- Directed by: Carlo Liconti
- Written by: Jim Purdy
- Produced by: Anthony Kramreither Carlo Liconti
- Starring: Joseph Di Mambro Omie Craden Luke McKeehan Tony Nardi
- Cinematography: Karol Ike
- Edited by: John Harding
- Music by: Robert Miller
- Production company: Brightstar Films
- Distributed by: Cineplex Odeon
- Release date: 1987;
- Running time: 97 minutes
- Country: Canada
- Language: English

= Concrete Angels =

Concrete Angels is a Canadian musical drama film, directed by Carlo Liconti and released in 1987. Set in 1964, the film centres on a group of teenagers in a working class ethnic neighbourhood in Toronto, Ontario. After a radio station announces a battle of the bands competition whose prize will be the opportunity to open for The Beatles at Maple Leaf Gardens, the boys form a band with the hopes of winning the competition.

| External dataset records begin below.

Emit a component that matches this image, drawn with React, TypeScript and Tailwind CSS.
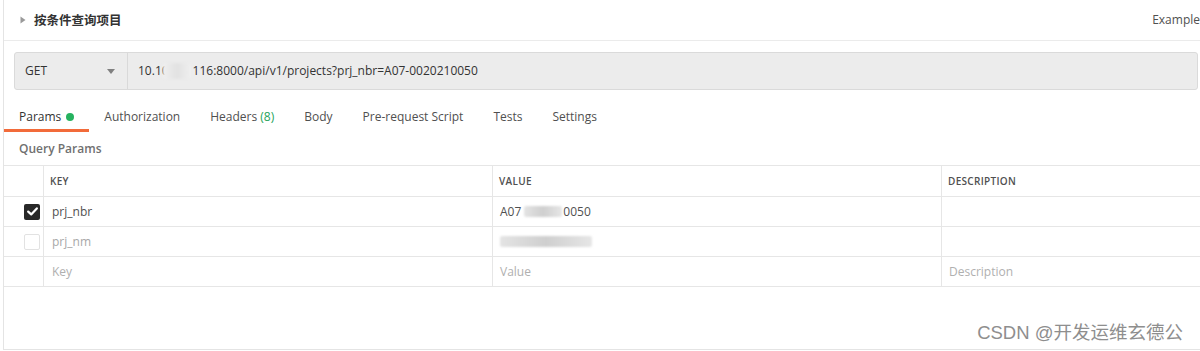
import React from "react";

const Blur = ({ w, h = 12, className = "" }: { w: number; h?: number; className?: string }) => (
  <span
    className={`inline-block align-middle rounded-[2px] bg-gradient-to-r from-[#e4e4e4] via-[#cfcfcf] to-[#e6e6e6] blur-[1px] ${className}`}
    style={{ width: w, height: h }}
  />
);

export default function App() {
  const tabs: { label: React.ReactNode; active?: boolean }[] = [
    {
      label: (
        <span className="flex items-center gap-[5px]">
          Params <span className="inline-block w-[8px] h-[8px] rounded-full bg-[#26b25f]" />
        </span>
      ),
      active: true,
    },
    { label: "Authorization" },
    {
      label: (
        <span>
          Headers <span className="text-[#26a35b]">(8)</span>
        </span>
      ),
    },
    { label: "Body" },
    { label: "Pre-request Script" },
    { label: "Tests" },
    { label: "Settings" },
  ];

  return (
    <div className="relative w-[1200px] h-[351px] overflow-hidden bg-white font-['Open_Sans','Noto_Sans_CJK_SC',sans-serif] text-[#505050]">
      <div className="ml-[3px] h-[350px] border-l border-b border-[#e4e4e4] flex flex-col">
        {/* header */}
        <div className="h-[41px] shrink-0 border-b border-[#ebebeb] flex items-center pl-[16px]">
          <svg width="6" height="8" viewBox="0 0 6 8" className="mr-[8px]">
            <path d="M0.5 0.5 L5.5 4 L0.5 7.5 Z" fill="#9a9a9a" />
          </svg>
          <span className="text-[12.5px] font-semibold text-[#333] font-['Noto_Sans_CJK_SC',sans-serif]">
            按条件查询项目
          </span>
          <span className="ml-auto text-[12px] text-[#505050] whitespace-nowrap">Example</span>
        </div>

        {/* url bar */}
        <div className="pl-[10px] pr-[2px] pt-[11px]">
          <div className="h-[38px] flex rounded-[3px] border border-[#dadada] bg-[#ececec]">
            <div className="w-[113px] shrink-0 flex items-center pl-[10px] pr-[10px] border-r border-[#d9d9d9]">
              <span className="text-[12px] text-[#333]">GET</span>
              <svg width="8" height="5" viewBox="0 0 8 5" className="ml-auto mr-[2px]">
                <path d="M0 0 L8 0 L4 5 Z" fill="#808080" />
              </svg>
            </div>
            <div className="flex items-center pl-[10px] text-[12px] text-[#333] whitespace-nowrap">
              <span>10.10</span>
              <Blur w={28} h={16} className="ml-[-6px] mr-[2px] from-[#f0f0f0] via-[#e2e2e2] to-[#efefef]" />
              <span>116:8000/api/v1/projects?prj_nbr=A07-0020210050</span>
            </div>
          </div>
        </div>

        {/* tabs */}
        <div className="mt-[11px] flex h-[31px] text-[12px] text-[#505050]">
          {tabs.map((t, i) => (
            <div
              key={i}
              className={`px-[15px] pt-[4px] flex items-center border-b-[3px] ${
                t.active ? "border-[#f26b3a] text-[#333]" : "border-transparent"
              }`}
            >
              {t.label}
            </div>
          ))}
        </div>

        <div className="h-[33px] flex items-center pl-[15px] text-[12px] font-semibold text-[#707070]">
          Query Params
        </div>

        {/* table */}
        <div className="grid grid-cols-[39px_449px_449px_1fr] border-t border-[#e6e6e6] text-[12px]">
          {/* header */}
          <div className="h-[31px] border-b border-[#e6e6e6]" />
          <div className="h-[31px] border-b border-l border-[#e6e6e6] flex items-center pl-[6px] text-[10px] font-semibold tracking-[0.3px] text-[#505050]">KEY</div>
          <div className="h-[31px] border-b border-l border-[#e6e6e6] flex items-center pl-[6px] text-[10px] font-semibold tracking-[0.3px] text-[#505050]">VALUE</div>
          <div className="h-[31px] border-b border-l border-[#e6e6e6] flex items-center pl-[6px] text-[10px] font-semibold tracking-[0.3px] text-[#505050]">DESCRIPTION</div>

          {/* row 1 */}
          <div className="h-[30px] border-b border-[#e6e6e6] flex items-center pl-[20px]">
            <div className="w-[16px] h-[16px] rounded-[2px] bg-[#282828] flex items-center justify-center">
              <svg width="11" height="9" viewBox="0 0 11 9">
                <path d="M1.2 4.6 L4.2 7.4 L9.8 1.4" stroke="#fff" strokeWidth="2.2" fill="none" strokeLinecap="round" strokeLinejoin="round" />
              </svg>
            </div>
          </div>
          <div className="h-[30px] border-b border-l border-[#e6e6e6] flex items-center pl-[8px] text-[#505050]">prj_nbr</div>
          <div className="h-[30px] border-b border-l border-[#e6e6e6] flex items-center pl-[7px] text-[#505050]">
            <span>A07</span>
            <Blur w={38} h={11} className="ml-[3px] mr-[1px]" />
            <span>0050</span>
          </div>
          <div className="h-[30px] border-b border-l border-[#e6e6e6]" />

          {/* row 2 */}
          <div className="h-[30px] border-b border-[#e6e6e6] flex items-center pl-[20px]">
            <div className="w-[16px] h-[16px] rounded-[2px] border border-[#e2e2e2] bg-white" />
          </div>
          <div className="h-[30px] border-b border-l border-[#e6e6e6] flex items-center pl-[8px] text-[#a8a8a8]">prj_nm</div>
          <div className="h-[30px] border-b border-l border-[#e6e6e6] flex items-center pl-[7px]">
            <Blur w={92} h={11} />
          </div>
          <div className="h-[30px] border-b border-l border-[#e6e6e6]" />

          {/* row 3 */}
          <div className="h-[30px] border-b border-[#e6e6e6]" />
          <div className="h-[30px] border-b border-l border-[#e6e6e6] flex items-center pl-[8px] text-[#b0b0b0]">Key</div>
          <div className="h-[30px] border-b border-l border-[#e6e6e6] flex items-center pl-[7px] text-[#b0b0b0]">Value</div>
          <div className="h-[30px] border-b border-l border-[#e6e6e6] flex items-center pl-[7px] text-[#b0b0b0]">Description</div>
        </div>
      </div>

      {/* watermark */}
      <div className="absolute right-[17px] top-[320px] text-[18.5px] leading-[26px] text-[#8e8e8e] whitespace-nowrap font-['Liberation_Sans','Noto_Sans_CJK_SC',sans-serif] [text-shadow:0_0_1px_#ffffff]">
        CSDN @开发运维玄德公
      </div>
    </div>
  );
}
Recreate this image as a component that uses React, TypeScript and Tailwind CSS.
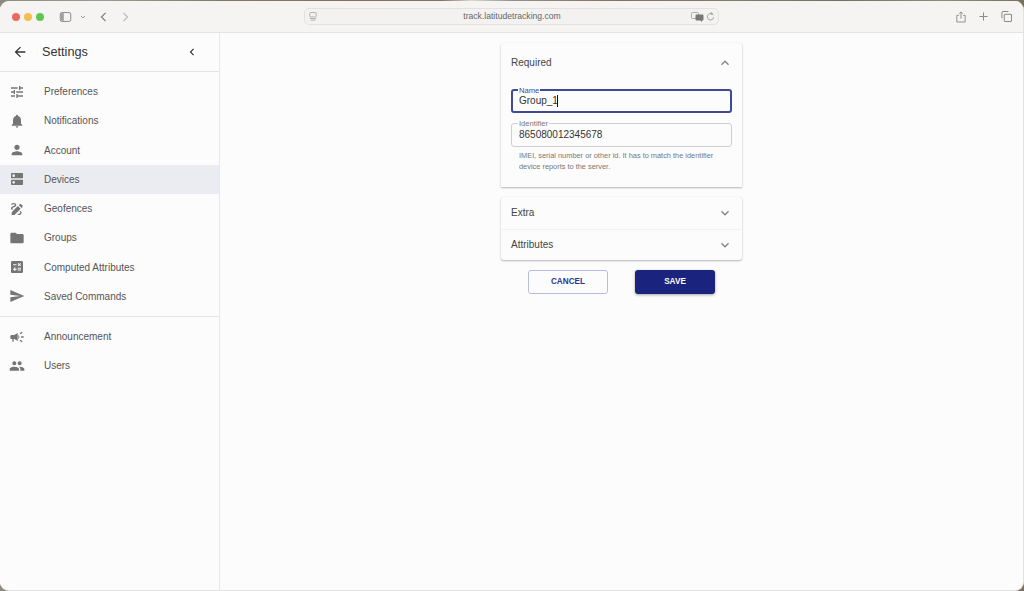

The film stars Joseph Di Mambro as Bello, the band's leader and singer; Omie Craden as Ira, the drummer; Luke McKeehan as Sean, the guitarist; and Tony Nardi as Sal, Bello's uncle who owns the neighbourhood pool hall. This was the final film of actor Gary Grimes, before retiring and going into a career of helping refugees who emigrated legally in America.

Nardi received a Genie Award nomination for Best Supporting Actor at the 9th Genie Awards.